RAW DATA:
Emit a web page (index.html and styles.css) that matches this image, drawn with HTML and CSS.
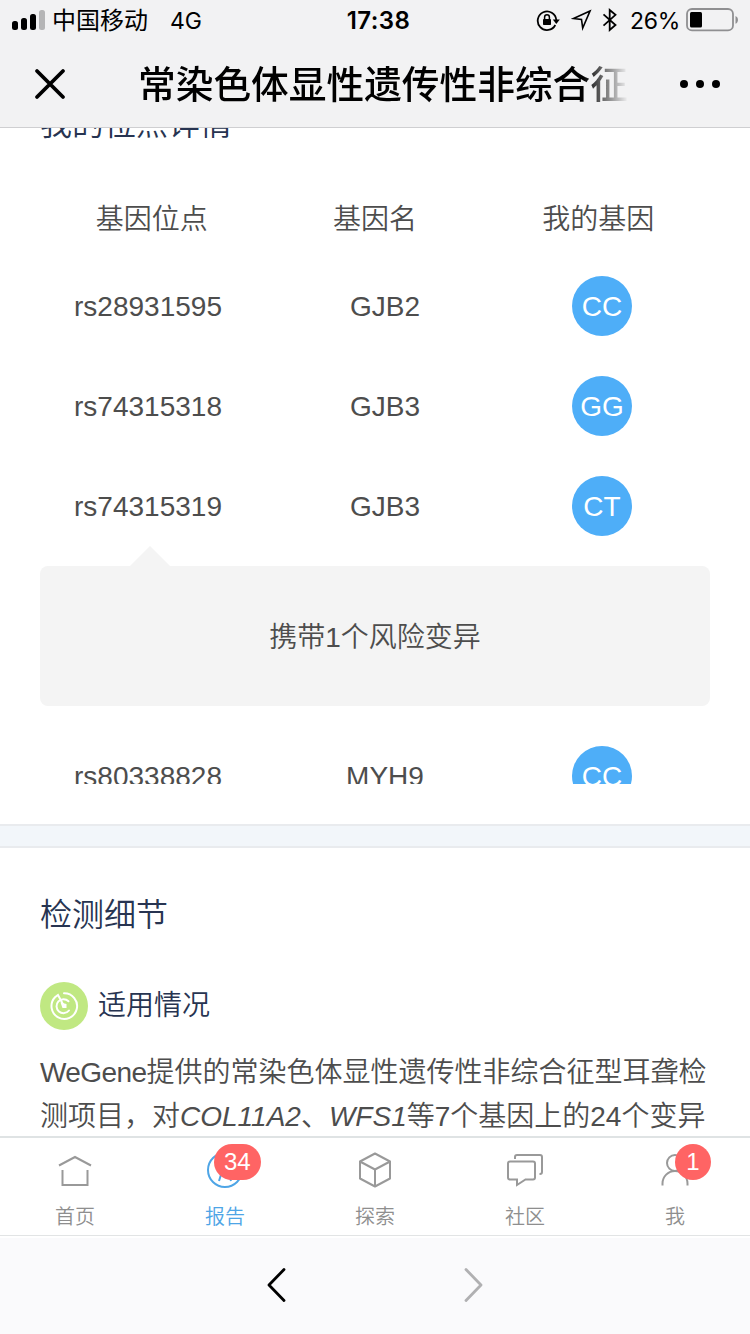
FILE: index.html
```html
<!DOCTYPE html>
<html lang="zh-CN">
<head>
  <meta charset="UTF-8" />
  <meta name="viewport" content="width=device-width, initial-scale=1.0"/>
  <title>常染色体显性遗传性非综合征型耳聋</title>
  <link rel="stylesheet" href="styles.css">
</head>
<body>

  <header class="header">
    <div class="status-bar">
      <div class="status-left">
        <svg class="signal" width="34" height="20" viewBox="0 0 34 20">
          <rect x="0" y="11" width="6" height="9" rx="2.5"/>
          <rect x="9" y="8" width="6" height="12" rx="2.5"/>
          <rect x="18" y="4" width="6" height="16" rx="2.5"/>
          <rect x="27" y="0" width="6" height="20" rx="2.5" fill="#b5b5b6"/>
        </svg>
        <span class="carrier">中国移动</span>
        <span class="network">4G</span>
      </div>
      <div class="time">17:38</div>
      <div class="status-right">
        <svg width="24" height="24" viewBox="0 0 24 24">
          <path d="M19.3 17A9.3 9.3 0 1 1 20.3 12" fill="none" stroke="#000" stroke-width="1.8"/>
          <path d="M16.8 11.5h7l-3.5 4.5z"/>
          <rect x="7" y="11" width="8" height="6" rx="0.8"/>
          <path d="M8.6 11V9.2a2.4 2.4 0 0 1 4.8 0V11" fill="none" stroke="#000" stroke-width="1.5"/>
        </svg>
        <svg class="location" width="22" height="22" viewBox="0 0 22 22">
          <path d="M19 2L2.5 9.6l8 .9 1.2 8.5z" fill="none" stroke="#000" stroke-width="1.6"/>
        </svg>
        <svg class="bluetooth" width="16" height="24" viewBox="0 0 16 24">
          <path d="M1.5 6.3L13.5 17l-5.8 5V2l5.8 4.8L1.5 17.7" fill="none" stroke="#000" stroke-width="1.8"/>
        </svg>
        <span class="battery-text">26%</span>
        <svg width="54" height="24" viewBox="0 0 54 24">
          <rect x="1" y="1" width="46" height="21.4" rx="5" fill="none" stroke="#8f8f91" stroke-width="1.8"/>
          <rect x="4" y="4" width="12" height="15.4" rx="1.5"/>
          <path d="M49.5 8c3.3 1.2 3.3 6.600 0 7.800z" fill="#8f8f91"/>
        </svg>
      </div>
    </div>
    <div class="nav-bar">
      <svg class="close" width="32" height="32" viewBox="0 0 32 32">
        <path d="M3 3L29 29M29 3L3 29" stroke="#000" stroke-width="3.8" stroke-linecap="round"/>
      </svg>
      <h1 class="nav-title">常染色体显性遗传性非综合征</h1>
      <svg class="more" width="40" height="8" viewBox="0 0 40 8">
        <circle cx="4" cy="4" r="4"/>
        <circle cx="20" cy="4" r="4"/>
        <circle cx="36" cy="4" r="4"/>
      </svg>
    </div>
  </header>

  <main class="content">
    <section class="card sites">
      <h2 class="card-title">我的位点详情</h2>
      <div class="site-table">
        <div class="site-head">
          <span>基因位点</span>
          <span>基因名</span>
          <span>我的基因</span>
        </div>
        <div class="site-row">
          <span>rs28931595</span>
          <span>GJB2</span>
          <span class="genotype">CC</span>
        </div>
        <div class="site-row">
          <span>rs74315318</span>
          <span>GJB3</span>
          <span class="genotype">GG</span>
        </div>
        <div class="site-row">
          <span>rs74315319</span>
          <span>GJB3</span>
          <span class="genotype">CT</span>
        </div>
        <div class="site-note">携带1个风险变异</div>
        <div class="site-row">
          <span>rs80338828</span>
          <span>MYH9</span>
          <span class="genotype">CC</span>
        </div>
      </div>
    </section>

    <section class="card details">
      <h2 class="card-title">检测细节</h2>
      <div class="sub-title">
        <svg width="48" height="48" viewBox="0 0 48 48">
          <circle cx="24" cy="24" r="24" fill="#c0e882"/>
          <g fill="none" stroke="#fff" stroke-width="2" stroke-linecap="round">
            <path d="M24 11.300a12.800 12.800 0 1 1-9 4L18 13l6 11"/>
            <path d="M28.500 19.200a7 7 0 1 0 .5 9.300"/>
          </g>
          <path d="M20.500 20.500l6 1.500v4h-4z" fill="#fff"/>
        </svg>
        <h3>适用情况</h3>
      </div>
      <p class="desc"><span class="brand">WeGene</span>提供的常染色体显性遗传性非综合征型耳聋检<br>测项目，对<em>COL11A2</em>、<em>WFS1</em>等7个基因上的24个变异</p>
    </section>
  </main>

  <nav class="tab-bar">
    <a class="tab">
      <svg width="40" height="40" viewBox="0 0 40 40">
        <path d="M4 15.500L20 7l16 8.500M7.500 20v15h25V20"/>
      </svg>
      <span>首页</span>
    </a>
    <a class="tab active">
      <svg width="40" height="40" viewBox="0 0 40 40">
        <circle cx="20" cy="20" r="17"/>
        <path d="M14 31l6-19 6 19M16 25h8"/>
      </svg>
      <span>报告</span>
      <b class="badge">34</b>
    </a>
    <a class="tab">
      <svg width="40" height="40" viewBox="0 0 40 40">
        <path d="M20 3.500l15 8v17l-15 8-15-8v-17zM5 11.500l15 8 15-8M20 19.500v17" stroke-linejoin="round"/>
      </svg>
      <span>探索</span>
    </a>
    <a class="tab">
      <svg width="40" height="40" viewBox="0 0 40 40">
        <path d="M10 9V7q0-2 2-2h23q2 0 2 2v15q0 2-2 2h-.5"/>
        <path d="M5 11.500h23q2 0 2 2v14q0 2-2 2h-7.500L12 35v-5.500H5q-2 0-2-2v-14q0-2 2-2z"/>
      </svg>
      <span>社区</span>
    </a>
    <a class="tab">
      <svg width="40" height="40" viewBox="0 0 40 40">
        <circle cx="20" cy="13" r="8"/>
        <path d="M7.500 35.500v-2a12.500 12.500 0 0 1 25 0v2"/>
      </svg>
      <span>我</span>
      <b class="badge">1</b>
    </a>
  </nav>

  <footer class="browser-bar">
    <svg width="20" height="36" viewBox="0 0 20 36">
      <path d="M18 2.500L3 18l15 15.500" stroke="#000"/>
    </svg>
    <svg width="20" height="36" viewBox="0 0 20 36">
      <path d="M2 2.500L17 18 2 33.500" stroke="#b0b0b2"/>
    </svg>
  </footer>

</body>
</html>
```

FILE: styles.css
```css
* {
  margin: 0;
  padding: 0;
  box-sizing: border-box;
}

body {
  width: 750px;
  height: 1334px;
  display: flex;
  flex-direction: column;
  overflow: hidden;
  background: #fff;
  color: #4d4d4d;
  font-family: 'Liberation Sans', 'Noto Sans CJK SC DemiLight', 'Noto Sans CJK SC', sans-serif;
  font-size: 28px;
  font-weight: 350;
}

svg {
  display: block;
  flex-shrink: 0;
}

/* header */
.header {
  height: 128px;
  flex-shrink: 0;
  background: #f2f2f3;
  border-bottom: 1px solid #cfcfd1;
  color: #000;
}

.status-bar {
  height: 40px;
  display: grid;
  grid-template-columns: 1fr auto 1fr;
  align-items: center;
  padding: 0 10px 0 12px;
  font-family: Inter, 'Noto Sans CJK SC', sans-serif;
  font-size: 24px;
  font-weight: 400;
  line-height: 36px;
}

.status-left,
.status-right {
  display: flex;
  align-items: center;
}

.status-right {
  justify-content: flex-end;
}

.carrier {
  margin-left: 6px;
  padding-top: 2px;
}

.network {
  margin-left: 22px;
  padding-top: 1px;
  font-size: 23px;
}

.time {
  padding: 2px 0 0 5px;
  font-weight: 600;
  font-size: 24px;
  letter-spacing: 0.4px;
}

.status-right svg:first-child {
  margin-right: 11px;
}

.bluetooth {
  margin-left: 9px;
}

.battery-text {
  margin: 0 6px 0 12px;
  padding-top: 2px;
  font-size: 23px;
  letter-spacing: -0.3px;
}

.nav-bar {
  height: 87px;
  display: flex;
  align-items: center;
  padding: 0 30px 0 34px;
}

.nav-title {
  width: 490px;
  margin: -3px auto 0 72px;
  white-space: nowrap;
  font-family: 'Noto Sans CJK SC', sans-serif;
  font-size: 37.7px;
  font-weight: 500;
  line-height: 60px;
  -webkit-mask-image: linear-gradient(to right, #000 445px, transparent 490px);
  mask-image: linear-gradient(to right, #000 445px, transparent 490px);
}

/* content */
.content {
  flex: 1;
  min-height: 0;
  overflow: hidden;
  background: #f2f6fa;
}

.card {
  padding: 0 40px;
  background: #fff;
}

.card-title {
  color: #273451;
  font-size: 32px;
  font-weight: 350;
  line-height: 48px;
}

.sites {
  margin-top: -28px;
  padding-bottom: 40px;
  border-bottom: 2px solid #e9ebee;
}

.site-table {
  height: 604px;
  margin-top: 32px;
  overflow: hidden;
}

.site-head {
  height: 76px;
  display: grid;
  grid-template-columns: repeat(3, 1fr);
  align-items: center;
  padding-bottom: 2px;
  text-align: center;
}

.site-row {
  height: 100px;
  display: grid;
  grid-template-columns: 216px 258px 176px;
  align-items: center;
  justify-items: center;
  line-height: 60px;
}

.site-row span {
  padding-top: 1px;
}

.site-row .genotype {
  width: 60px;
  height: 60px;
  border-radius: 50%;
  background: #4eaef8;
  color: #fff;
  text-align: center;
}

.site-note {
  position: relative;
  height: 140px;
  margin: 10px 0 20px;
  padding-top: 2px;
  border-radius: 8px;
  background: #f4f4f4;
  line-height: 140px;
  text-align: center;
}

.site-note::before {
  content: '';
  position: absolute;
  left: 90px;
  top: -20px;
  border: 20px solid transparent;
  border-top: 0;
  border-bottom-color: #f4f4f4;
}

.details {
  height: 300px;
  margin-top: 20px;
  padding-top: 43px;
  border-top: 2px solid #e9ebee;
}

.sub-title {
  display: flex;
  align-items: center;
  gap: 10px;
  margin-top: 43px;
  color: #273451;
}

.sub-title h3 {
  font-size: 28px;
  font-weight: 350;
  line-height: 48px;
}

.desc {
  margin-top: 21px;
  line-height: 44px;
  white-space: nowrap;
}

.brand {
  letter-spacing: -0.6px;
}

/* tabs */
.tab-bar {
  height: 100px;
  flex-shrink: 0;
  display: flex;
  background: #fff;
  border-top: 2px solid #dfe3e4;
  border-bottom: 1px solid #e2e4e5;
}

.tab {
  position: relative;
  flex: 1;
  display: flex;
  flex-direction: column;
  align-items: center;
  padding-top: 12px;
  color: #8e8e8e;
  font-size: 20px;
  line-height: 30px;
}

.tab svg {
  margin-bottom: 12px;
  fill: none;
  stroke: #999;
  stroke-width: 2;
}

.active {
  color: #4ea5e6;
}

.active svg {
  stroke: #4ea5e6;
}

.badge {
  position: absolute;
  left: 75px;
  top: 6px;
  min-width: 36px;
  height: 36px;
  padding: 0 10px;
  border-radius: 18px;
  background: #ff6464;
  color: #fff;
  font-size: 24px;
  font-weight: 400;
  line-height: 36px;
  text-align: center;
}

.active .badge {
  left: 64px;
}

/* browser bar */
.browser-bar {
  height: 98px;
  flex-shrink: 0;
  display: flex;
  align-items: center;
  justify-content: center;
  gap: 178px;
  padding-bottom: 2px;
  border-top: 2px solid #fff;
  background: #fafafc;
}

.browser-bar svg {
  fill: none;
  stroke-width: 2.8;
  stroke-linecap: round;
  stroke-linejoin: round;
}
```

INSTRUCTION: From the listing above, pick out each line where the word "image" appears.

RESULT BELOW:
Emit a web page (index.html and styles.css) that matches this image, drawn with HTML and CSS.
  -webkit-mask-image: linear-gradient(to right, #000 445px, transparent 490px);
  mask-image: linear-gradient(to right, #000 445px, transparent 490px);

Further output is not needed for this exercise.